| Information supplied |
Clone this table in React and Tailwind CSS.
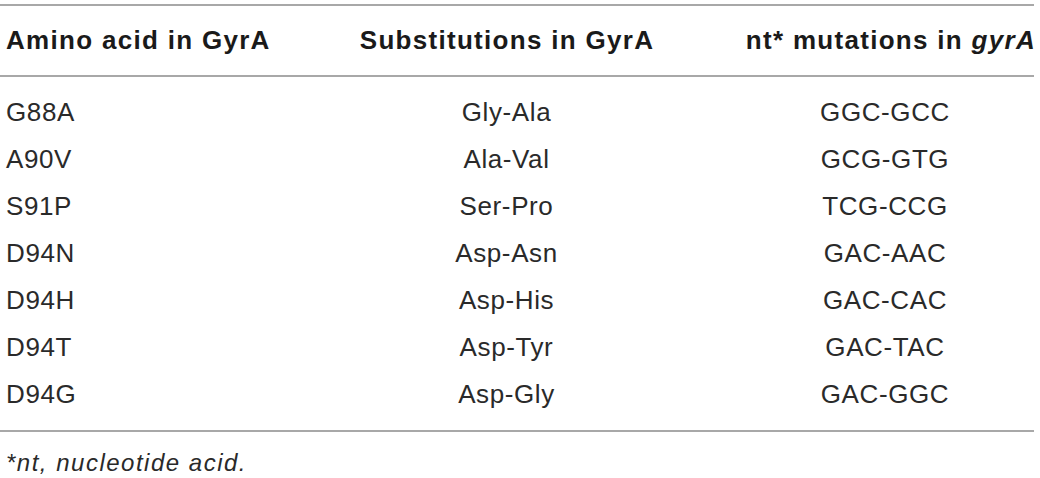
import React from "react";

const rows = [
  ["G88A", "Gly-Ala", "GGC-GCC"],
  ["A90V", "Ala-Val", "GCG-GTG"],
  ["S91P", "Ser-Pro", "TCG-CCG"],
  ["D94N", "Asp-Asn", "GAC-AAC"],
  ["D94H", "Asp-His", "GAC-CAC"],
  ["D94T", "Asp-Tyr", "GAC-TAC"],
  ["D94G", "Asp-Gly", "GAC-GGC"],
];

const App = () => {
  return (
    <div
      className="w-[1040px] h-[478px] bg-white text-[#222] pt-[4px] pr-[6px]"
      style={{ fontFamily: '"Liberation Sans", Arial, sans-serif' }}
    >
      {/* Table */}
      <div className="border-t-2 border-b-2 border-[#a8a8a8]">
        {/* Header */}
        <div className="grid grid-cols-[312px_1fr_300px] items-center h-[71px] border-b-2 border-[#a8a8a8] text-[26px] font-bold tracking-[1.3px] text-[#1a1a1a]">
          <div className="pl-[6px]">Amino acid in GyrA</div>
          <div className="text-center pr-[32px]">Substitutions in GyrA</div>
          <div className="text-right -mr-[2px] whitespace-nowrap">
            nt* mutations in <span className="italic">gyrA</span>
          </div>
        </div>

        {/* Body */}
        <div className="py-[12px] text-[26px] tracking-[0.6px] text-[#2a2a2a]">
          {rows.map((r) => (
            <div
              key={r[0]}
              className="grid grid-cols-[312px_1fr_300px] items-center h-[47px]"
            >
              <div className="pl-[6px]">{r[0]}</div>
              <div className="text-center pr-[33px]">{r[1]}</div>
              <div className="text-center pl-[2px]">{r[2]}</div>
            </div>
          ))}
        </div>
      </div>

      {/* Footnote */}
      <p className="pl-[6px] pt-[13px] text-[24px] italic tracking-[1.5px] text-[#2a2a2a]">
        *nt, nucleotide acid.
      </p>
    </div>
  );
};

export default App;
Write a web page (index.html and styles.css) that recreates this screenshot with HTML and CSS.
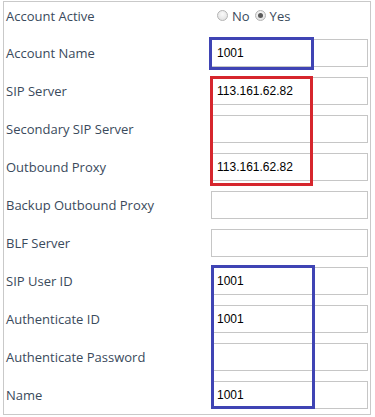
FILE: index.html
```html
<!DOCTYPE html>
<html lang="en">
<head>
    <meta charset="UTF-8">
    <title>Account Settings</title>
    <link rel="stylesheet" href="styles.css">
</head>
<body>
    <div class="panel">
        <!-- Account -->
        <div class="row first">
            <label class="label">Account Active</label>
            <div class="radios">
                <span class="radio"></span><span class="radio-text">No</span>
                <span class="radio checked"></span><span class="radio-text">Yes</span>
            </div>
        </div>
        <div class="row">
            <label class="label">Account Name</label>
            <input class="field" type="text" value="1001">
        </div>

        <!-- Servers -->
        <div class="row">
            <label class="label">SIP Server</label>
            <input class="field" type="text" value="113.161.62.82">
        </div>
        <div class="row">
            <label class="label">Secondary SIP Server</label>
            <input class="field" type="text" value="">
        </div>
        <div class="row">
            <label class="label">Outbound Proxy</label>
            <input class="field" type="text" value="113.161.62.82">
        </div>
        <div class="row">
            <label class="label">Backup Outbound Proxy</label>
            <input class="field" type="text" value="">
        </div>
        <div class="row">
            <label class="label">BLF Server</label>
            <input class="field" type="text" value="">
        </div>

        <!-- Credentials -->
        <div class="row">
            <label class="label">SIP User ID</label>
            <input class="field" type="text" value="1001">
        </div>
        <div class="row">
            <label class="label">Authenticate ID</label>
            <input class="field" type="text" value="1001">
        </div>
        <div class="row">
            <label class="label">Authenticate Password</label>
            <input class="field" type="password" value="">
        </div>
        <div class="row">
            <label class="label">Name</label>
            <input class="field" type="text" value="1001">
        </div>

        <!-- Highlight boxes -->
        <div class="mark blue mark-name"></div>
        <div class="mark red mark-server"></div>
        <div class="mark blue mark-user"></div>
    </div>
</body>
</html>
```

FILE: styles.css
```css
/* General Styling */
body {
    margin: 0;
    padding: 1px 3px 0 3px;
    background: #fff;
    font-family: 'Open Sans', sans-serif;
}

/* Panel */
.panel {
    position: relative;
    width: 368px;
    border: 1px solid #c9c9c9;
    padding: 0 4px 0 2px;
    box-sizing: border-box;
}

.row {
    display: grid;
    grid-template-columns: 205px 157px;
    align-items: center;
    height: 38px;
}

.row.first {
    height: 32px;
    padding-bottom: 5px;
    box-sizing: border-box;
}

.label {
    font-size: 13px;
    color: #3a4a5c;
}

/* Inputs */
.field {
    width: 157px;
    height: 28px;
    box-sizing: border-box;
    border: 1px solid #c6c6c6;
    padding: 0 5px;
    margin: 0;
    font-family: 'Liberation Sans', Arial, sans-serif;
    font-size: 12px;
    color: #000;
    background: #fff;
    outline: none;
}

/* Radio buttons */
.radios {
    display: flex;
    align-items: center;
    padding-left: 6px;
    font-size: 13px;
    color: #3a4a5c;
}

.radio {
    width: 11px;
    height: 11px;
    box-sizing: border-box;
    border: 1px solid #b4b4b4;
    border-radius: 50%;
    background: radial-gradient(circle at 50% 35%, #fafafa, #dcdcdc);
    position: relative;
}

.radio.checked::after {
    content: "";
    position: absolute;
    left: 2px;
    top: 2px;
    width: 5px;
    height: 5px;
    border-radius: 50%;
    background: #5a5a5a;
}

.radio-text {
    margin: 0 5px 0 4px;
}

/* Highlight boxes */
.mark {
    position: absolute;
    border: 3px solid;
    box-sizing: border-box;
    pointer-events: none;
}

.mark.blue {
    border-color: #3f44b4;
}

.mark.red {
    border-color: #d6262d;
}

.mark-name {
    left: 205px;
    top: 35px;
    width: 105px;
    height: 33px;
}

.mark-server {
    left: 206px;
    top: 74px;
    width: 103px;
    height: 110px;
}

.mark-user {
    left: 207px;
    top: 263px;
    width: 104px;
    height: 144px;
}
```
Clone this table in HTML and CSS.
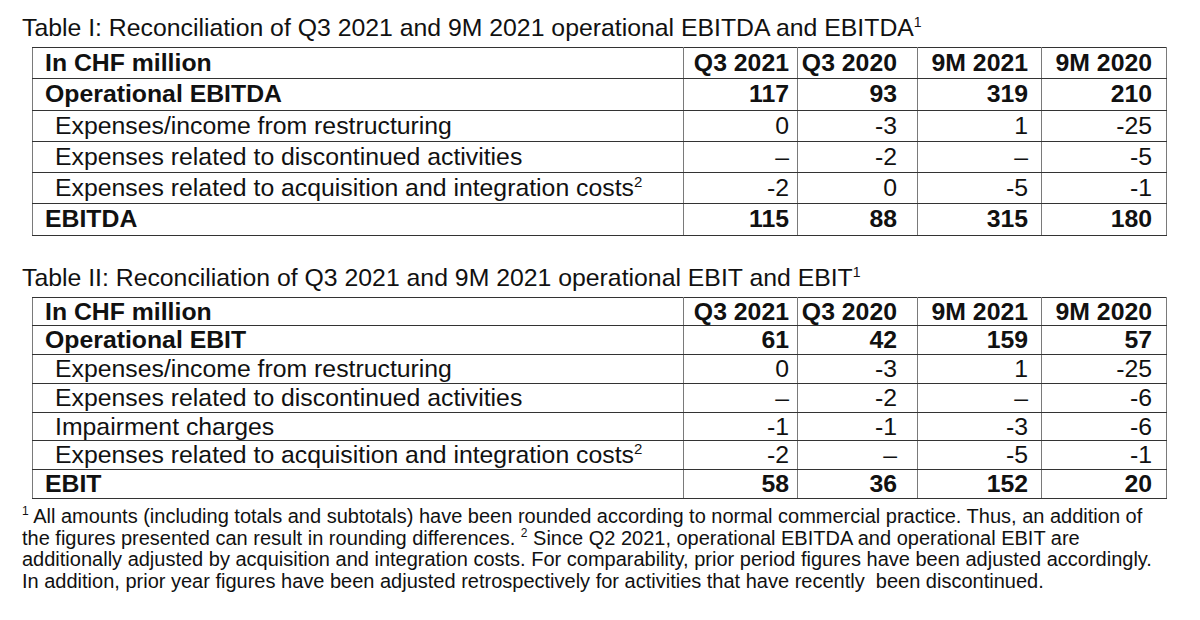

| Task directions |
From the records above, pull out each line that has "styles".

| Full response |
Write a web page (index.html and styles.css) that recreates this screenshot with HTML and CSS.
    <link rel="stylesheet" href="styles.css">
FILE: styles.css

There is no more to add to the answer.